I was mainly accompanying her through her schedule, which did not change a bit due to my presence. It was fine with me, as I enjoyed the visits to the hair dresser, the doctors, the neighborhood boutiques and the bus-kiosk where my grandmother volunteered to supply sandwiches to soldiers. One of those days, almost at the awaited return of my parents, I told her I also wish to go abroad. I said, it must be wonderful, since my knowledge of anything happening out of the borders of Tel-Aviv started and ended with the postcards I received from my well-traveled parents. My grandmother was very unhappy with this saying, I noticed on her face expression which was impossible to be misinterpreted. I've asked her if she would also like to go abroad, maybe with me..? Maybe to visit the place she came from..? I knew it was far-far away, behind mountains and seas. She had an evil look, and I understood a mistake has been committed – she did not reply, so I was searching for a way out of this; I was that naïve. I remember that silence, it was horribly sensational. After a while she said, "No. I do not wish to go abroad, ever. I am at, where I wish to be, and that's that". At that age I was not yet familiar with the phrase curiosity killed the cat and so I've wasn't yet satisfied. I said, "Don't you ever wish to see your home? Your friends? Don't you miss it? any of it..?!"
 

It was summer, or at least it was very hot, she looked at me with her ice cold eyes and whispered "The snow.

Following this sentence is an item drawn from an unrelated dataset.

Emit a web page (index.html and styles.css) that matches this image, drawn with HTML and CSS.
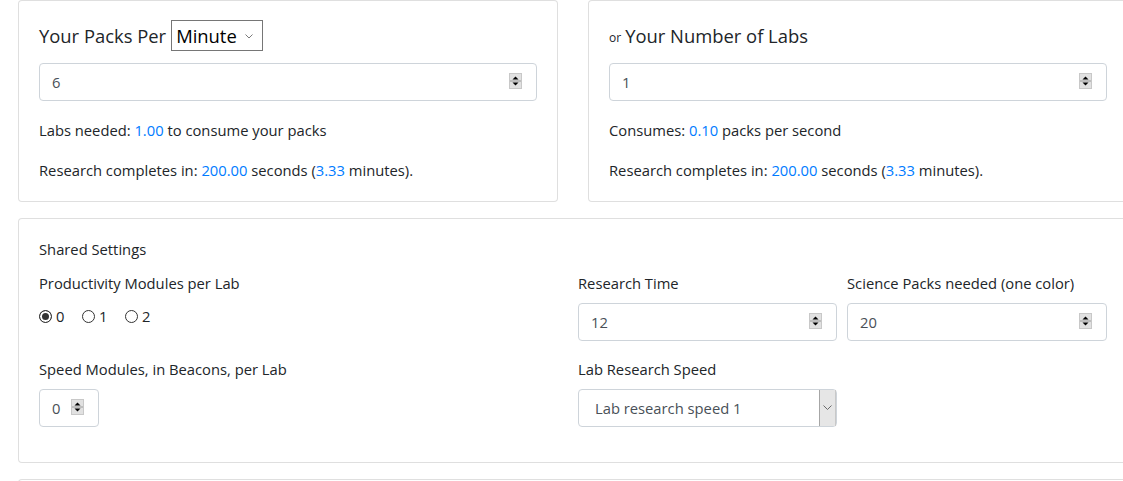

I miss the snow, when it falls soft and slowly all is white, and then – it's gone as if it never happened". But there were traces to that snow as her eyes were melting into tears, and her tears mixed with mine and ever since when it snows ever so softly I cry her tears, and think of the day my parents returned and my little brother did not wish to be held by my mother and ran away from her on his little feet, which was a wonder to her, and the pain on her face ended only when my father caught the resistant infant and forced him to a hug.